Ele abre o livro com o relato raro de ficar cara a cara com Bourguiba quando quatro esquerdistas foram levados de suas celas até o palácio presidencial. O ditador estava analisando a libertação geral dos esquerdistas e queria ver os líderes com os próprios olhos.

Yahia descreve Bourguiba, então enfermo e divagante, como ainda aterrorizador, enquanto caminhava pela sala, criticando os ministros por torturarem prisioneiros e depois dizendo aos prisioneiros que eles mereciam uns bons tabefes.

Libertado em 1980, Yahia, a exemplo de todos os prisioneiros políticos impedidos de trabalhar em instituições públicas, partiu novamente para a França, onde ganhou a vida como tradutor.

Ele voltou à Tunísia em 1987 e passou a vida à margem, primeiro tomando conta de uma lanchonete, depois trabalhando nos últimos 20 anos como diretor de uma escola primária particular. Yahia escreveu para o jornal do Partido Comunista, que veio a ser legalizado, fazendo indagações e debochando durante outros 23 anos de ditadura depois que Zine El Abidine Ben Ali derrubou Bourguiba em um golpe.

Embora a Tunísia agora seja livre, ele não está satisfeito. Yahia critica os líderes e teóricos políticos, especialmente de esquerda, por não desenvolverem uma nova visão.

O país se dividiu em duas tendências de pensamento político, nenhuma delas nova, ele contou.

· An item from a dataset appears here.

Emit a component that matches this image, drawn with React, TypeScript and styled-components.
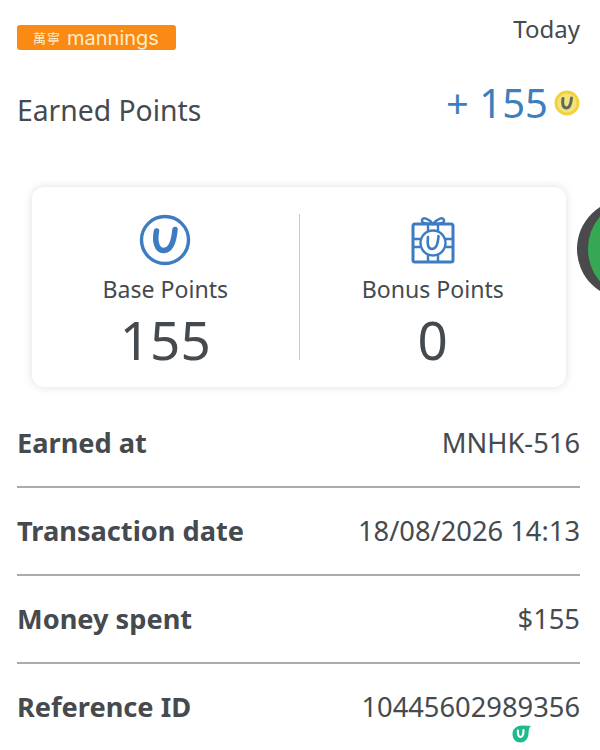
import React from 'react'
import styled, { createGlobalStyle } from 'styled-components'

const GlobalStyle = createGlobalStyle`
  html, body {
    margin: 0;
    padding: 0;
    background: #fff;
  }
  body {
    font-family: 'Noto Sans', 'Open Sans', sans-serif;
    color: #454a4f;
  }
`

interface DetailRow {
  label: string
  value: string
}

const rows: DetailRow[] = [
  { label: 'Earned at', value: 'MNHK-516' },
  { label: 'Transaction date', value: '18/08/2026 14:13' },
  { label: 'Money spent', value: '$155' },
  { label: 'Reference ID', value: '10445602989356' },
]

function BaseIcon(): JSX.Element {
  return (
    <svg width='52' height='52' viewBox='0 0 52 52' fill='none'>
      <circle cx='26' cy='26' r='23.5' stroke='#3d7cc2' strokeWidth='3.4' />
      <path d='M17.5 17 C15.5 27 17.5 37 25 36.5 C32 36 35 27 36 15.5' stroke='#3d7cc2' strokeWidth='5.5' strokeLinecap='round' />
    </svg>
  )
}

function GiftIcon(): JSX.Element {
  return (
    <svg width='44' height='48' viewBox='0 0 44 48' fill='none' stroke='#3d7cc2' strokeWidth='2.4'>
      <rect x='2' y='8' width='40' height='38' rx='2' strokeWidth='3' />
      <path d='M22 8 C17 2 12 1 11 4 C10 7 15 8 22 8 C29 8 34 7 33 4 C32 1 27 2 22 8 Z' />
      <path d='M17 8 V15 M27 8 V15 M17 39 V46 M27 39 V46 M2 23 H9 M2 31 H9 M35 23 H42 M35 31 H42' />
      <circle cx='22' cy='27' r='12.5' />
      <path d='M17 21 C16 28 17 33 21 33 C25 33 27 28 27.5 20' strokeWidth='2.6' strokeLinecap='round' />
    </svg>
  )
}

function CoinIcon(): JSX.Element {
  return (
    <svg width='26' height='26' viewBox='0 0 26 26' fill='none'>
      <circle cx='13' cy='13' r='12.5' fill='#f0d23f' />
      <circle cx='13' cy='13' r='9.5' fill='#f6e27a' />
      <path d='M9 8.5 C8 14 9 18 12.5 18 C16 18 17 14 17.5 8' stroke='#5c6b5a' strokeWidth='3' strokeLinecap='round' />
    </svg>
  )
}

function DropIcon(): JSX.Element {
  return (
    <svg width='20' height='18' viewBox='0 0 20 18' fill='none'>
      <path d='M0.5 9 C0.5 3 6 0 11 0.5 L19.5 1 C16.5 2.5 17 5 16.5 9 C16 14 12.5 17.5 8.5 17.5 C4 17.5 0.5 14 0.5 9 Z' fill='#1dbb8b' />
      <path d='M6 5.5 C5.5 9 6.5 12 8.5 12 C10.5 12 11.5 9.5 11.5 5' stroke='#fff' strokeWidth='2.2' strokeLinecap='round' />
    </svg>
  )
}

export default function App(): JSX.Element {
  return (
    <Page>
      <GlobalStyle />
      <TopRow>
        <Brand>
          <BrandHan>萬寧</BrandHan>
          <BrandName>mannings</BrandName>
        </Brand>
        <DateLabel>Today</DateLabel>
      </TopRow>
      <EarnedRow>
        <EarnedLabel>Earned Points</EarnedLabel>
        <EarnedValue>
          + 155
          <CoinIcon />
        </EarnedValue>
      </EarnedRow>
      <Card>
        <CardColumn>
          <IconSlot>
            <BaseIcon />
          </IconSlot>
          <PointsLabel>Base Points</PointsLabel>
          <PointsValue>155</PointsValue>
        </CardColumn>
        <CardDivider />
        <CardColumn>
          <IconSlot>
            <GiftIcon />
          </IconSlot>
          <PointsLabel>Bonus Points</PointsLabel>
          <PointsValue>0</PointsValue>
        </CardColumn>
      </Card>
      <FloatingButton />
      <Details>
        {rows.map(row => (
          <Row key={row.label}>
            <RowLabel>{row.label}</RowLabel>
            <RowValue>{row.value}</RowValue>
          </Row>
        ))}
      </Details>
      <FloatingDrop>
        <DropIcon />
      </FloatingDrop>
    </Page>
  )
}

// Styled components
const Page = styled.div`
  position: relative;
  width: 600px;
  height: 750px;
  overflow: hidden;
  padding: 14px 20px 0 17px;
  box-sizing: border-box;
`
const TopRow = styled.div`
  display: flex;
  justify-content: space-between;
  align-items: flex-start;
  height: 64px;
`
const Brand = styled.div`
  display: flex;
  align-items: center;
  gap: 6px;
  width: 159px;
  height: 25px;
  margin-top: 11px;
  padding-left: 16px;
  box-sizing: border-box;
  background: #fb8a14;
  border-radius: 3px;
  color: #fdeccb;
`
const BrandHan = styled.span`
  font-family: 'Noto Sans CJK TC', sans-serif;
  font-size: 13px;
  letter-spacing: 1px;
`
const BrandName = styled.span`
  font-family: Inter, sans-serif;
  font-size: 20px;
  line-height: 24px;
`
const DateLabel = styled.span`
  margin-top: -1px;
  font-size: 24px;
  line-height: 32px;
`
const EarnedRow = styled.div`
  display: flex;
  justify-content: space-between;
  align-items: center;
  height: 52px;
`
const EarnedLabel = styled.span`
  font-size: 28.3px;
  line-height: 38px;
  margin-top: 11px;
`
const EarnedValue = styled.span`
  display: flex;
  align-items: center;
  gap: 6px;
  margin-top: -2px;
  color: #3d7fbd;
  font-size: 40px;
  line-height: 52px;
`
const Card = styled.div`
  display: flex;
  align-items: stretch;
  width: 534px;
  height: 200px;
  margin: 57px 0 0 15px;
  background: #fff;
  border-radius: 12px;
  box-shadow: 0 0 10px rgba(0, 0, 0, 0.13);
`
const CardColumn = styled.div`
  flex: 1;
  display: flex;
  flex-direction: column;
  align-items: center;
  padding-top: 27px;
`
const CardDivider = styled.div`
  flex: none;
  width: 1px;
  margin: 27px 0;
  background: #c9cbcd;
`
const IconSlot = styled.div`
  display: flex;
  align-items: center;
  justify-content: center;
  height: 52px;
`
const PointsLabel = styled.span`
  margin-top: 7px;
  font-size: 23.1px;
  line-height: 32px;
`
const PointsValue = styled.span`
  margin-top: 1px;
  font-size: 53px;
  line-height: 68px;
`
const FloatingButton = styled.div`
  position: absolute;
  top: 199px;
  left: 577px;
  width: 100px;
  height: 100px;
  box-sizing: border-box;
  background: #36a853;
  border-style: solid;
  border-color: #4a4a4c;
  border-width: 5px 11px;
  border-radius: 50%;
`
const Details = styled.div`
  display: flex;
  flex-direction: column;
  margin-top: 13px;
`
const Row = styled.div`
  display: flex;
  justify-content: space-between;
  align-items: center;
  height: 88px;
  box-sizing: border-box;
  border-bottom: 2px solid #a9abad;

  &:last-child {
    border-bottom-color: transparent;
  }
`
const RowLabel = styled.span`
  font-size: 27.2px;
  font-weight: 700;
  line-height: 36px;
`
const RowValue = styled.span`
  font-size: 27.3px;
  line-height: 36px;
`
const FloatingDrop = styled.div`
  position: absolute;
  top: 725px;
  left: 512px;
  display: flex;
`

Uma é a nostalgia pelo estatismo autoritário de Bourguiba (esquecendo convenientemente as partes ruins de sua ditadura), a outra é o islamismo, que após ser proibido durante muito tempo tem tirado proveito de um grande reservatório de sentimentos.

Apesar dos sindicatos poderosos da Tunísia, a esquerda continua pequena e radical, concentrada em greves. Yahia observa com alguma nostalgia os grandes movimentos sociais da América Latina.

“Aquele denominador comum no qual as pessoas podem se reconhecer, numa ficção, numa esperança, que atrai as pessoas rumo a um horizonte – coisas que ainda não aconteceu aqui.”